I was horrified. She must be crazy to think I’d wear something like that. ‘Dream on!’ I said, before taking off and running
up the mountain of coal. She ran after me for a few steps, but when she realized she’d never catch me, she turned and headed
back to
the pier to wait for my dad, grumbling to herself and tucking the white sash back into her pocket.

I spent the rest of the morning on top of the coal, waiting for the fleet to return, while Zhao Chunmei waited down below.
Two enemies, each with their own thoughts, awaited the return of the same person – my father.

Finally, the sun got up the nerve to climb into the sky, making the piers shimmer. Off in the distance I heard the toot of
a tugboat and saw the hazy outlines of the fleet. From where I stood, the string of barges looked like an archipelago, eleven
floating islands approaching in an orderly fashion. I assumed they were carrying cargo from the town of Wufu. Goods from most
places could be shipped uncovered, making them easy to identify. But Wufu commodities were different. The barges approached
the piers, their cargo covered by dark-green tarpaulins, and I knew there would be large sealed crates with no delivery addresses
under the tarps. They’d be marked with coded Arabic numerals and foreign lettering. I knew without looking that this cargo
was destined to wind up at the Southern Combat Readiness Base.

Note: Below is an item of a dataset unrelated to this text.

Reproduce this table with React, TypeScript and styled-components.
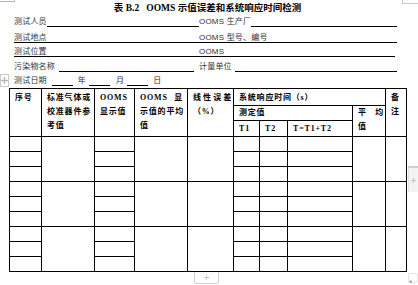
import React from 'react';
import styled, { createGlobalStyle } from 'styled-components';

const GlobalStyle = createGlobalStyle`
  html, body {
    margin: 0;
    padding: 0;
    background: #fff;
  }
  body {
    font-family: "Liberation Serif", "Noto Sans CJK SC", serif;
    color: #000;
    overflow: hidden;
  }
`;

const Page = styled.div`
  position: relative;
  width: 418px;
  height: 285px;
  padding-top: 3px;
  box-sizing: border-box;
  overflow: hidden;
`;

const Title = styled.h1`
  margin: 0;
  padding-right: 3px;
  height: 10px;
  font-size: 9.5px;
  line-height: 10px;
  font-weight: bold;
  text-align: center;
  white-space: pre;
  font-family: "Liberation Serif", "Noto Sans CJK SC", serif;
`;

const Form = styled.div`
  margin-left: 14px;
  display: grid;
  grid-template-columns: 185px 198px;
  grid-template-rows: 14px 16px 14px 15px 14px;
`;

const Field = styled.div<{ $right?: number; $wide?: boolean }>`
  display: flex;
  align-items: flex-end;
  margin-right: ${(p) => p.$right ?? 0}px;
  grid-column: ${(p) => (p.$wide ? '1 / 3' : 'auto')};
`;

const Label = styled.span<{ $lined?: boolean; $gap?: number; $lead?: number }>`
  font-family: "Liberation Sans", "Noto Sans CJK SC", sans-serif;
  font-size: 8px;
  line-height: 9px;
  letter-spacing: 0.2px;
  color: #333;
  white-space: pre;
  margin-left: ${(p) => p.$lead ?? 0}px;
  margin-right: ${(p) => p.$gap ?? 0}px;
  border-bottom: 1px solid ${(p) => (p.$lined ? '#000' : 'transparent')};
`;

const Blank = styled.span<{ $w?: number }>`
  flex: ${(p) => (p.$w ? `0 0 ${p.$w}px` : '1')};
  border-bottom: 1px solid #000;
`;

const Grid = styled.table`
  margin: 2px 0 0 9px;
  border-collapse: collapse;
  table-layout: fixed;
  width: 398px;
`;

const Row = styled.tr<{ $h: number }>`
  height: ${(p) => p.$h}px;
`;

const Cell = styled.td<{ $pt?: number; $pr?: number }>`
  border: 1px solid #000;
  padding: ${(p) => p.$pt ?? 0}px ${(p) => p.$pr ?? 0}px 0 5px;
  vertical-align: top;
  font-size: 8px;
  line-height: 14px;
  font-weight: bold;
  letter-spacing: 0.8px;
  white-space: nowrap;
  overflow: hidden;
`;

const Spread = styled.div`
  display: flex;
  justify-content: space-between;
`;

const Mark = styled.div<{ $x: number; $y: number; $w: number; $h: number }>`
  position: absolute;
  left: ${(p) => p.$x}px;
  top: ${(p) => p.$y}px;
  width: ${(p) => p.$w}px;
  height: ${(p) => p.$h}px;
  box-sizing: border-box;
`;

const CornerLeft = styled(Mark)`
  border-right: 1px solid #b5b5b5;
  border-bottom: 1px solid #b5b5b5;
`;

const CornerRight = styled(Mark)`
  border-left: 1px solid #c8c8c8;
  border-bottom: 1px solid #c8c8c8;
`;

const MoveHandle = styled(Mark)`
  border: 1px solid #c9c9c9;
  background: #fff;
  display: flex;
  align-items: center;
  justify-content: center;
`;

const SideAdd = styled(Mark)`
  background: #f3f3f3;
  border-top: 2px solid #cfcfcf;
  border-left: 1px solid #e4e4e4;
  display: flex;
  align-items: center;
  justify-content: center;
  color: #c0c0c0;
  font: 10px "Liberation Sans", sans-serif;
`;

const BottomAdd = styled(Mark)`
  border: 1px solid #d2d2d2;
  border-top: none;
  border-radius: 0 0 3px 3px;
  display: flex;
  align-items: center;
  justify-content: center;
  color: #c0c0c0;
  font: 10px "Liberation Sans", sans-serif;
`;

const Resize = styled(Mark)`
  border: 1px solid #e6e6e6;
  border-radius: 2px;
`;

const cols = [32, 53, 40, 53, 46, 26, 28, 65, 33, 21];

function BodyGroup() {
  return (
    <>
      <Row $h={15}>
        <Cell />
        <Cell rowSpan={3} />
        <Cell />
        <Cell rowSpan={3} />
        <Cell rowSpan={3} />
        <Cell />
        <Cell />
        <Cell />
        <Cell rowSpan={3} />
        <Cell rowSpan={3} />
      </Row>
      {[0, 1].map((i) => (
        <Row $h={15} key={i}>
          <Cell />
          <Cell />
          <Cell />
          <Cell />
          <Cell />
        </Row>
      ))}
    </>
  );
}

export default function App() {
  return (
    <Page>
      <GlobalStyle />
      <Title>{'表 B.2   OOMS 示值误差和系统响应时间检测'}</Title>

      <Form>
        <Field>
          <Label>测试人员</Label>
          <Blank />
        </Field>
        <Field>
          <Label>OOMS 生产厂</Label>
          <Blank />
        </Field>

        <Field>
          <Label $lined>测试地点</Label>
          <Blank />
        </Field>
        <Field>
          <Label $lined>OOMS 型号、编号</Label>
          <Blank />
        </Field>

        <Field>
          <Label $lined>测试位置</Label>
          <Blank />
        </Field>
        <Field $right={2}>
          <Label $lined>OOMS</Label>
          <Blank />
        </Field>

        <Field $right={5}>
          <Label $gap={4}>污染物名称</Label>
          <Blank />
        </Field>
        <Field>
          <Label $gap={3}>计量单位</Label>
          <Blank />
        </Field>

        <Field $wide>
          <Label $gap={5}>测试日期</Label>
          <Blank $w={21} />
          <Label $lead={5} $gap={3}>年</Label>
          <Blank $w={21} />
          <Label $lead={6} $gap={3}>月</Label>
          <Blank $w={21} />
          <Label $lead={5}>日</Label>
        </Field>
      </Form>

      <Grid>
        <colgroup>
          {cols.map((w, i) => (
            <col key={i} style={{ width: w }} />
          ))}
        </colgroup>
        <tbody>
          <Row $h={17}>
            <Cell rowSpan={3} $pt={2}>序号</Cell>
            <Cell rowSpan={3} $pt={2}>
              标准气体或
              <br />
              校准器件参
              <br />
              考值
            </Cell>
            <Cell rowSpan={3} $pt={2}>
              OOMS
              <br />
              显示值
            </Cell>
            <Cell rowSpan={3} $pt={2} $pr={4}>
              <Spread>
                <span>OOMS</span>
                <span>显</span>
              </Spread>
              示值的平均
              <br />
              值
            </Cell>
            <Cell rowSpan={3} $pt={2} $pr={1}>
              <Spread>
                <span>线</span>
                <span>性</span>
                <span>误</span>
                <span>差</span>
              </Spread>
              （%）
            </Cell>
            <Cell colSpan={4} $pt={2}>系统响应时间（s）</Cell>
            <Cell rowSpan={3} $pt={2}>
              备
              <br />
              注
            </Cell>
          </Row>
          <Row $h={14}>
            <Cell colSpan={3}>测定值</Cell>
            <Cell rowSpan={2} $pr={1}>
              <Spread>
                <span>平</span>
                <span>均</span>
              </Spread>
              值
            </Cell>
          </Row>
          <Row $h={16}>
            <Cell $pt={1}>T1</Cell>
            <Cell $pt={1}>T2</Cell>
            <Cell $pt={1}>T=T1+T2</Cell>
          </Row>
          <BodyGroup />
          <BodyGroup />
          <BodyGroup />
        </tbody>
      </Grid>

      <CornerLeft $x={0} $y={0} $w={15} $h={2} />
      <CornerRight $x={402} $y={0} $w={16} $h={4} />
      <MoveHandle $x={0} $y={74} $w={9} $h={13}>
        <svg width="7" height="7" viewBox="0 0 14 14" fill="none" stroke="#9a9a9a" strokeWidth="1.4">
          <path d="M7 1v12M1 7h12M5 3l2-2 2 2M5 11l2 2 2-2M3 5L1 7l2 2M11 5l2 2-2 2" />
        </svg>
      </MoveHandle>
      <SideAdd $x={408} $y={166} $w={10} $h={26}>+</SideAdd>
      <BottomAdd $x={194} $y={272} $w={25} $h={12}>+</BottomAdd>
      <Resize $x={408} $y={273} $w={10} $h={10}>
        <svg width="8" height="8" viewBox="0 0 8 8" fill="none" stroke="#9a9a9a" strokeWidth="1">
          <path d="M1 1l2 2M1 1h2M1 1v2M7 7L5 5M7 7H5M7 7V5" />
        </svg>
      </Resize>
    </Page>
  );
}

From where I stood I could see barge number seven, and there was my father. The other barges were shrouded in green tarps,
like a secretive collective body; number seven stood out from the others by the way its decks were open to the sky. The forward
hold was packed with squirming black and white animals. At first I couldn’t tell what they were, but soon I realized it was
a boatful of pigs – our barge was transporting thirty or forty pigs! My father, bent at the waist beside the hold, was trying
to control a boatload of black, white and spotted pigs. After driving me off the barge, he’d gone off to pick up some honoured
guests. Now, days later, he was bringing a boatload of live pigs to Milltown.

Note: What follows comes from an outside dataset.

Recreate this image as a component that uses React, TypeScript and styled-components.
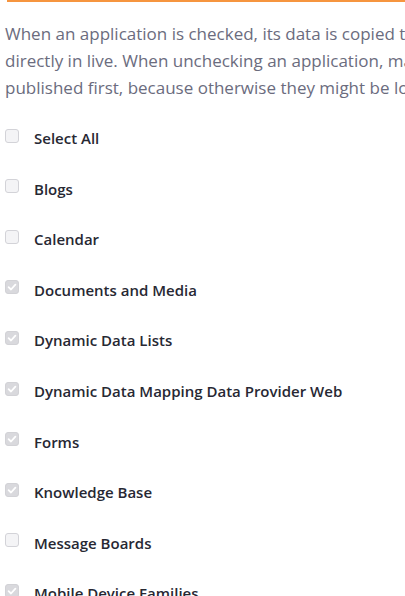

It was around eight in the morning. The loudspeakers were blaring callisthenics music that drowned out the tugboat’s whistle.
The barges were ready to dock, sending water splashing in all
directions and galvanizing the crews into action – they dropped anchor and secured the boats with hawsers. I saw my father
standing in the bow, not knowing what to do until Desheng ran up and helped him drop anchor. A husky man’s voice came over
the loudspeaker – ‘Limbering exercise: one, two, three, four’ – as the boats, matching the callisthenics beat – ‘one, two,
three, four’ – nestled up to the piers.

Dockside cranes swung into action, but not before the stevedores had gathered on the embankment. A cacophony of noise rose
all around. I saw Zhao Chunmei race under the arm of a crane, heading for the boats. If I knew anything, it was that no one
would let her aboard while she was in mourning garments. Sailors are a superstitious lot, and would never allow that to happen.
As I expected, Sun Ximing and his wife came down off barge number one to stop her. Then Six-Fingers Wang and his family blocked
her way on to the gangplank. So, with a quick change of tactics, she turned and headed for barge number seven. When the people
spotted what she was doing, they grew anxious. ‘Go away!’ they shouted. ‘Don’t come any closer!’ Desheng and Old Qian even
used poles to drive her away. I watched as she ran around avoiding them.